The community has four synagogues, including a Conservative congregation in the upscale neighborhood of Miraflores, and a Chabad study center.

The Sephardic synagogue is in the now-decaying San Beatriz area, where Jews once lived in Spanish-style villas with lush gardens.

A remnant of the old community helps Rabbi Abraham Benhamu maintain a weekday minyan.

On weekends, activity centers on the Ashkenazi Union Israelita, where the large, modern sanctuary is full on Shabbat mornings.

Guests from the Iquitos community have been welcomed in Union Israelita services in the past, but the group has not visited in recent years.

As for the B’nai Moshe, they now have their own places of worship.

“They worked hard to be strictly observant,” Scialom says, “but they lived too far from our synagogues.”

Scialom explains why B’nai Moshe converts were relocated immediately to Israel: The rabbis wanted not only to guard against intermarriage, he says, but to assure their contact with Orthodox Jews.

Among Lima’s Jews, in contrast, Orthodox practice has declined: Only about a dozen families keep the Sabbath strictly.

“Perhaps if our community were more observant,” Scialom muses, “they might have been allowed to become part of us.”

Embracing the families in the Amazon is more complex than recognizing the B’nai Moshe, whose Orthodox conversion has removed questions about their Jewish credentials.

The Jewish faith brought to the jungle by the ancestors of the “Amazon Jews” has all but disappeared.

Some in Lima grumble that the Iquitos only profess Judaism when it helps obtain things such as free burial, immigration rights to Israel or a chance to beguile tourists.

Jewish authorities agree that in order to be fully acknowledged, group members would have to convert.
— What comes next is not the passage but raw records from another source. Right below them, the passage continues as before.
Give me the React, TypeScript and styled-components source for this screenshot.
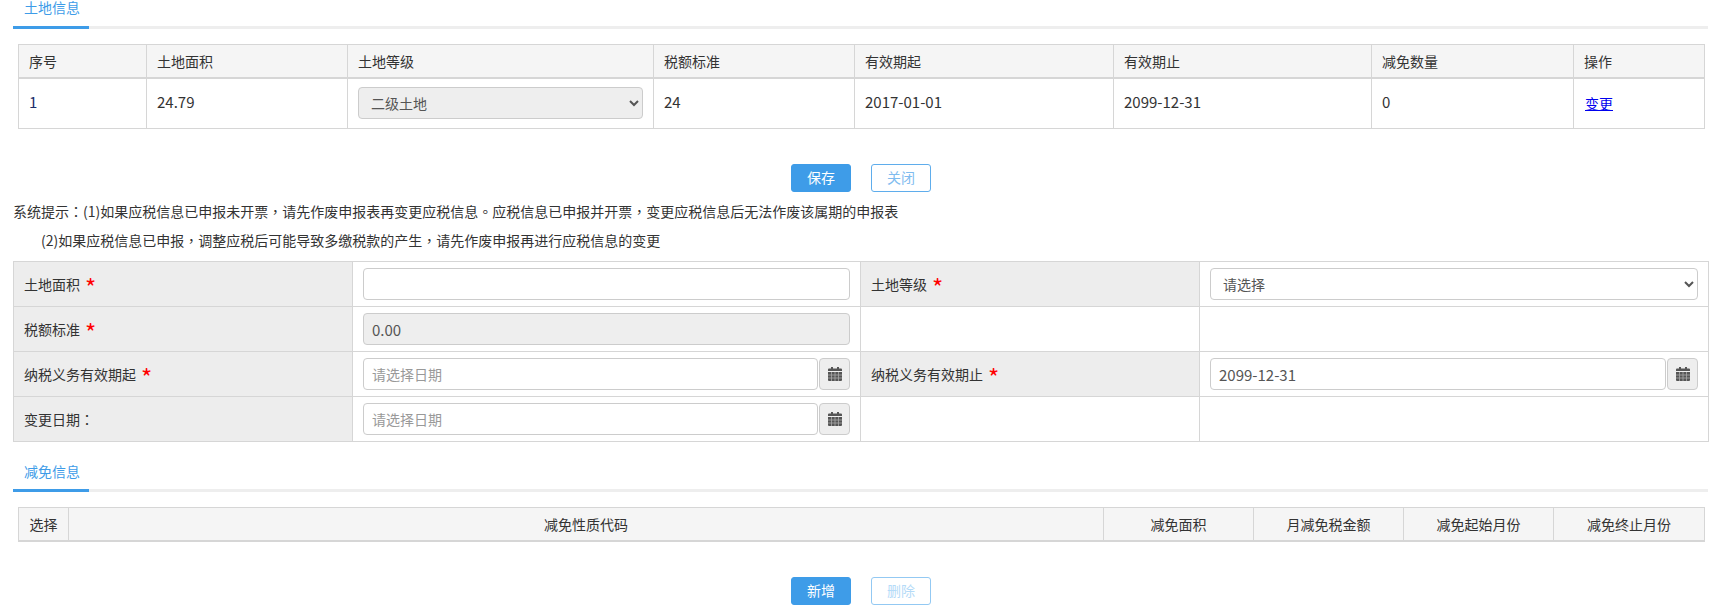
import React from "react";
import styled, { createGlobalStyle } from "styled-components";

const Global = createGlobalStyle`
  html, body { margin: 0; padding: 0; background: #fff; }
  body { font-family: "Noto Sans CJK SC", "Liberation Sans", sans-serif; font-size: 14px; color: #333; }
  * { box-sizing: border-box; }
`;

const Page = styled.div`
  width: 1722px;
  height: 612px;
  overflow: hidden;
  padding: 0 14px 0 13px;
`;

const TabBar = styled.div<{ $top?: number }>`
  height: 29px;
  margin-top: ${(p) => p.$top ?? 0}px;
  border-bottom: 3px solid #eee;
  display: flex;
`;

const Tab = styled.div<{ $drop?: number }>`
  width: 76px;
  height: 29px;
  line-height: 14px;
  padding: ${(p) => p.$drop ?? 0}px 0 0 11px;
  color: #3e9ce8;
  border-bottom: 3px solid #3e9ce8;
`;

const DataTable = styled.table<{ $top: number }>`
  border-collapse: collapse;
  table-layout: fixed;
  width: 1686px;
  margin: ${(p) => p.$top}px 0 0 5px;
`;

const Th = styled.th<{ $center?: boolean }>`
  height: 33px;
  padding: 0 10px;
  background: #f5f5f5;
  border: 1px solid #d6d6d6;
  border-bottom: 2px solid #d6d6d6;
  font-weight: 400;
  text-align: ${(p) => (p.$center ? "center" : "left")};
`;

const Td = styled.td`
  height: 51px;
  padding: 0 10px 3px;
  border: 1px solid #d6d6d6;
  color: #333;
  font-size: 15px;
`;

const SelectCell = styled(Td)`
  padding: 0 10px;
  font-size: 14px;
`;

const LinkCell = styled(Td)`
  padding: 0 11px 1px;
  font-size: 14px;
`;

const IdCell = styled(Td)`
  color: #1c2f6b;
`;

const TableLink = styled.a`
  color: #0000ee;
  text-decoration: underline;
`;

const Select = styled.select`
  width: 100%;
  height: 32px;
  padding: 0 8px;
  border: 1px solid #ccc;
  border-radius: 4px;
  background-color: #fff;
  color: #555;
  font: inherit;
  &:disabled {
    background-color: #eee;
    color: #555;
    opacity: 1;
  }
`;

const Actions = styled.div<{ $top: number }>`
  display: flex;
  justify-content: center;
  gap: 20px;
  margin-top: ${(p) => p.$top}px;
  width: 1696px;
`;

const Primary = styled.button`
  width: 60px;
  height: 28px;
  padding: 0 0 2px;
  border: 1px solid #3e9ce8;
  border-radius: 3px;
  background: #3e9ce8;
  color: #fff;
  font: inherit;
`;

const Outline = styled.button<{ $faded?: boolean }>`
  width: 60px;
  height: 28px;
  padding: 0 0 2px;
  border: 1px solid ${(p) => (p.$faded ? "#93c9f3" : "#5fadec")};
  border-radius: 3px;
  background: #fff;
  color: ${(p) => (p.$faded ? "#b5dbf8" : "#7fbcef")};
  font: inherit;
`;

const Hint = styled.p<{ $indent?: boolean; $top: number }>`
  margin: ${(p) => p.$top}px 0 0;
  padding-left: ${(p) => (p.$indent ? 28 : 0)}px;
  line-height: 20px;
  height: 20px;
  color: #333;
  white-space: nowrap;
  text-spacing-trim: space-all;
`;

const Punct = styled.span`
  font-family: "Noto Sans CJK TC", sans-serif;
`;

const FormTable = styled.table`
  border-collapse: collapse;
  table-layout: fixed;
  width: 1695px;
  margin-top: 11px;
`;

const Label = styled.td`
  height: 45px;
  padding: 0 10px;
  background: #ededed;
  border: 1px solid #d6d6d6;
  color: #333;
`;

const Field = styled.td`
  height: 45px;
  padding: 0 10px;
  border: 1px solid #d6d6d6;
`;

const Star = styled.span`
  color: #f00;
  margin-left: 5px;
  font-size: 24px;
  line-height: 14px;
  vertical-align: -7px;
`;

const Input = styled.input<{ $numeric?: boolean }>`
  display: block;
  width: 100%;
  height: 32px;
  padding: 0 8px;
  border: 1px solid #ccc;
  border-radius: 4px;
  background: #fff;
  color: #555;
  font: inherit;
  font-size: ${(p) => (p.$numeric ? 15 : 14)}px;
  &::placeholder { color: #999; opacity: 1; }
  &:disabled { background: #eee; opacity: 1; }
`;

const InputGroup = styled.div`
  display: flex;
  gap: 1px;
`;

const Addon = styled.div`
  flex: 0 0 31px;
  height: 32px;
  display: flex;
  align-items: center;
  justify-content: center;
  background: #eee;
  border: 1px solid #ccc;
  border-radius: 4px;
`;

const Calendar = () => (
  <svg width="14" height="14" viewBox="0 0 14 14" aria-hidden="true">
    <path
      fill="#555"
      d="M3 0h2v1.500h4V0h2v1.500h2a1 1 0 0 1 1 1V4H0V2.500a1 1 0 0 1 1-1h2zM0 5h14v8a1 1 0 0 1-1 1H1a1 1 0 0 1-1-1z"
    />
    <path stroke="#aaa" strokeWidth="0.8" d="M0 8h14M0 11h14M3.500 5v9M7 5v9M10.500 5v9" />
  </svg>
);

const DateField = ({ value, placeholder }: { value?: string; placeholder?: string }) => (
  <InputGroup>
    <Input $numeric={!!value} defaultValue={value} placeholder={placeholder} />
    <Addon>
      <Calendar />
    </Addon>
  </InputGroup>
);

const landCols = [128, 201, 306, 201, 259, 258, 202, 131];
const reliefCols = [50, 1035, 150, 150, 150, 151];
const formCols = [339, 508, 339, 509];

export default function App() {
  return (
    <Page>
      <Global />
      <TabBar>
        <Tab>土地信息</Tab>
      </TabBar>
      <DataTable $top={15}>
        <colgroup>
          {landCols.map((w, i) => (
            <col key={i} width={w} />
          ))}
        </colgroup>
        <thead>
          <tr>
            {["序号", "土地面积", "土地等级", "税额标准", "有效期起", "有效期止", "减免数量", "操作"].map((h) => (
              <Th key={h}>{h}</Th>
            ))}
          </tr>
        </thead>
        <tbody>
          <tr>
            <IdCell>1</IdCell>
            <Td>24.79</Td>
            <SelectCell>
              <Select disabled defaultValue="2">
                <option value="2">二级土地</option>
              </Select>
            </SelectCell>
            <Td>24</Td>
            <Td>2017-01-01</Td>
            <Td>2099-12-31</Td>
            <Td>0</Td>
            <LinkCell>
              <TableLink href="#">变更</TableLink>
            </LinkCell>
          </tr>
        </tbody>
      </DataTable>

      <Actions $top={35}>
        <Primary>保存</Primary>
        <Outline>关闭</Outline>
      </Actions>

      <Hint $top={9}>
        系统提示<Punct>：</Punct>(1)如果应税信息已申报未开票<Punct>，</Punct>请先作废申报表再变更应税信息<Punct>。</Punct>应税信息已申报并开票<Punct>，</Punct>变更应税信息后无法作废该属期的申报表
      </Hint>
      <Hint $indent $top={9}>
        (2)如果应税信息已申报<Punct>，</Punct>调整应税后可能导致多缴税款的产生<Punct>，</Punct>请先作废申报再进行应税信息的变更
      </Hint>

      <FormTable>
        <colgroup>
          {formCols.map((w, i) => (
            <col key={i} width={w} />
          ))}
        </colgroup>
        <tbody>
          <tr>
            <Label>土地面积<Star>*</Star></Label>
            <Field><Input /></Field>
            <Label>土地等级<Star>*</Star></Label>
            <Field>
              <Select defaultValue="">
                <option value="">请选择</option>
              </Select>
            </Field>
          </tr>
          <tr>
            <Label>税额标准<Star>*</Star></Label>
            <Field><Input $numeric disabled defaultValue="0.00" /></Field>
            <Field />
            <Field />
          </tr>
          <tr>
            <Label>纳税义务有效期起<Star>*</Star></Label>
            <Field><DateField placeholder="请选择日期" /></Field>
            <Label>纳税义务有效期止<Star>*</Star></Label>
            <Field><DateField value="2099-12-31" /></Field>
          </tr>
          <tr>
            <Label>变更日期<Punct>：</Punct></Label>
            <Field><DateField placeholder="请选择日期" /></Field>
            <Field />
            <Field />
          </tr>
        </tbody>
      </FormTable>

      <TabBar $top={21}>
        <Tab $drop={1}>减免信息</Tab>
      </TabBar>
      <DataTable $top={15}>
        <colgroup>
          {reliefCols.map((w, i) => (
            <col key={i} width={w} />
          ))}
        </colgroup>
        <thead>
          <tr>
            {["选择", "减免性质代码", "减免面积", "月减免税金额", "减免起始月份", "减免终止月份"].map((h) => (
              <Th key={h} $center>{h}</Th>
            ))}
          </tr>
        </thead>
      </DataTable>

      <Actions $top={35}>
        <Primary>新增</Primary>
        <Outline $faded>删除</Outline>
      </Actions>
    </Page>
  );
}
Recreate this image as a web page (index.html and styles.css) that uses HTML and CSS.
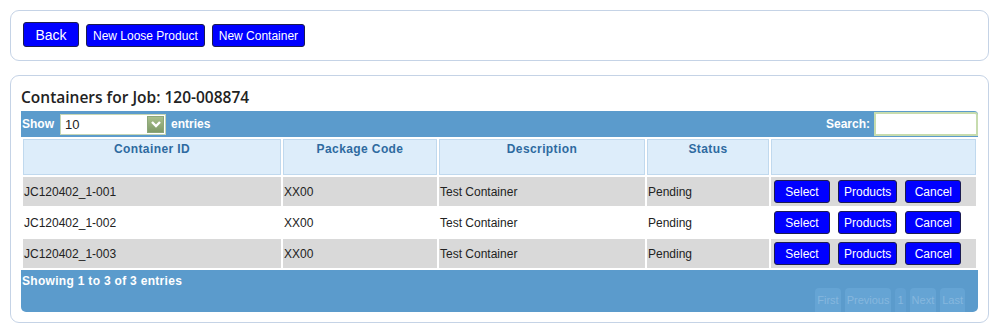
FILE: index.html
```html
<!DOCTYPE html>
<html lang="en">
<head>
    <meta charset="UTF-8">
    <title>Containers</title>
    <link rel="stylesheet" href="styles.css">
</head>
<body>

<div class="panel toolbar">
    <button class="btn btn-back">Back</button>
    <button class="btn">New Loose Product</button>
    <button class="btn">New Container</button>
</div>

<div class="panel list-panel">
    <h2 class="list-title">Containers for Job: 120-008874</h2>
    <div class="table-wrapper">
        <div class="table-top">
            <div class="length">
                Show
                <span class="select-box">
                    <span class="select-value">10</span>
                    <span class="select-arrow">
                        <svg width="12" height="10" viewBox="0 0 12 10"><path d="M2 3 L6 7 L10 3" fill="none" stroke="#fff" stroke-width="2.4"/></svg>
                    </span>
                </span>
                entries
            </div>
            <div class="search">
                Search: <span class="search-input"></span>
            </div>
        </div>
        <table class="data-table">
            <thead>
                <tr>
                    <th class="col-id">Container ID</th>
                    <th class="col-code">Package Code</th>
                    <th class="col-desc">Description</th>
                    <th class="col-status">Status</th>
                    <th class="col-actions"></th>
                </tr>
            </thead>
            <tbody>
                <tr class="odd">
                    <td>JC120402_1-001</td>
                    <td>XX00</td>
                    <td>Test Container</td>
                    <td>Pending</td>
                    <td class="actions">
                        <button class="btn btn-sm">Select</button>
                        <button class="btn btn-sm">Products</button>
                        <button class="btn btn-sm">Cancel</button>
                    </td>
                </tr>
                <tr class="even">
                    <td>JC120402_1-002</td>
                    <td>XX00</td>
                    <td>Test Container</td>
                    <td>Pending</td>
                    <td class="actions">
                        <button class="btn btn-sm">Select</button>
                        <button class="btn btn-sm">Products</button>
                        <button class="btn btn-sm">Cancel</button>
                    </td>
                </tr>
                <tr class="odd">
                    <td>JC120402_1-003</td>
                    <td>XX00</td>
                    <td>Test Container</td>
                    <td>Pending</td>
                    <td class="actions">
                        <button class="btn btn-sm">Select</button>
                        <button class="btn btn-sm">Products</button>
                        <button class="btn btn-sm">Cancel</button>
                    </td>
                </tr>
            </tbody>
        </table>
        <div class="table-bottom">
            <div class="info">Showing 1 to 3 of 3 entries</div>
            <div class="paging">
                <span class="page-btn">First</span>
                <span class="page-btn">Previous</span>
                <span class="page-num">1</span>
                <span class="page-btn">Next</span>
                <span class="page-btn">Last</span>
            </div>
        </div>
    </div>
</div>

</body>
</html>
```

FILE: styles.css
```css
* {
    box-sizing: border-box;
    margin: 0;
    padding: 0;
}
body {
    margin: 10px;
    width: 979px;
    font-family: "Liberation Sans", Arial, sans-serif;
    font-size: 12px;
    color: #222;
    background: #fff;
}
.panel {
    border: 1px solid #c5d3e6;
    border-radius: 9px;
    background: #fff;
}
.toolbar {
    height: 51px;
    padding: 11px 12px 0;
    display: flex;
    align-items: flex-start;
    gap: 7px;
}
.btn {
    background: #0000ff;
    color: #fff;
    border: 1px solid #1c1c50;
    border-radius: 3px;
    font-family: "Liberation Sans", Arial, sans-serif;
    font-size: 12px;
    height: 23px;
    padding: 0 6px;
    cursor: pointer;
}
.toolbar .btn {
    margin-top: 2px;
}
.toolbar .btn-back {
    margin-top: 0;
    height: 25px;
    width: 56px;
    font-size: 14px;
}
.list-panel {
    margin-top: 14px;
    height: 248px;
    padding: 10px 10px 0;
}
.list-title {
    font-family: "Open Sans", sans-serif;
    font-size: 15.5px;
    font-weight: 600;
    color: #222;
    line-height: 22px;
    height: 25px;
}
.table-wrapper {
    width: 957px;
}
.table-top {
    height: 26px;
    background: #5b9bcc;
    border-radius: 0 4px 0 0;
    display: flex;
    justify-content: space-between;
    align-items: center;
    color: #fff;
    font-weight: bold;
    font-size: 12px;
}
.length {
    display: flex;
    align-items: center;
    gap: 5px;
    padding-left: 1px;
}
.select-box {
    display: flex;
    align-items: center;
    width: 106px;
    height: 21px;
    background: #fff;
    border: 1px solid #c6d6b4;
    margin-left: 1px;
}
.select-value {
    flex: 1;
    color: #222;
    font-weight: normal;
    font-size: 13px;
    padding-left: 4px;
}
.select-arrow {
    width: 17px;
    height: 17px;
    margin-right: 1px;
    background: linear-gradient(#a8bf8c, #7f9a68);
    border: 1px solid #8da77a;
    display: flex;
    align-items: center;
    justify-content: center;
}
.search {
    display: flex;
    align-items: center;
    gap: 4px;
}
.search-input {
    width: 104px;
    height: 24px;
    background: #fff;
    border: 2px solid #c7dcae;
    border-radius: 0 3px 0 0;
}
.data-table {
    width: 957px;
    border-spacing: 2px;
    table-layout: fixed;
}
.data-table th {
    height: 36px;
    background: #ddedfa;
    border: 1px solid #c0d9ee;
    color: #2e6aa0;
    font-size: 12px;
    font-weight: bold;
    letter-spacing: 0.4px;
    vertical-align: top;
    padding-top: 2px;
    text-align: center;
}
.col-id { width: 258px; }
.col-code { width: 154px; }
.col-desc { width: 206px; }
.col-status { width: 122px; }
.col-actions { width: 205px; }
.data-table td {
    height: 29px;
    padding: 0 1px;
    font-size: 12px;
    color: #222;
    vertical-align: middle;
}
.odd td {
    background: #d9d9d9;
}
.even td {
    background: #fff;
}
.data-table td.actions {
    padding-left: 3px;
    display: flex;
    align-items: center;
    gap: 8px;
    height: 29px;
}
.btn-sm {
    height: 23px;
    min-width: 56px;
    padding: 0 5px;
}
.table-bottom {
    height: 42px;
    background: #5b9bcc;
    border-radius: 0 0 5px 5px;
    position: relative;
}
.info {
    color: #fff;
    font-weight: bold;
    font-size: 12px;
    letter-spacing: 0.3px;
    padding: 4px 0 0 1px;
}
.paging {
    position: absolute;
    right: 13px;
    bottom: 0;
    display: flex;
    gap: 4px;
}
.page-btn, .page-num {
    height: 24px;
    line-height: 24px;
    padding: 0 2px;
    color: #86b7de;
    background: #65a4d4;
    border-radius: 4px 4px 0 0;
    font-size: 11px;
}
.page-num {
    background: #62a1d2;
}
```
In any case, both groups could become mere historical footnotes: The remaining B’nai Moshe could convert and move to Israel, while the Iquitos community could disappear through intermarriage.

After 150 years in the country, Peru’s Jews feel deep ties to their land and its people. But they also share a precarious future.

“We need unity above all else, all segments of the community embracing change,” Trahtemberg says. “We require this to survive.”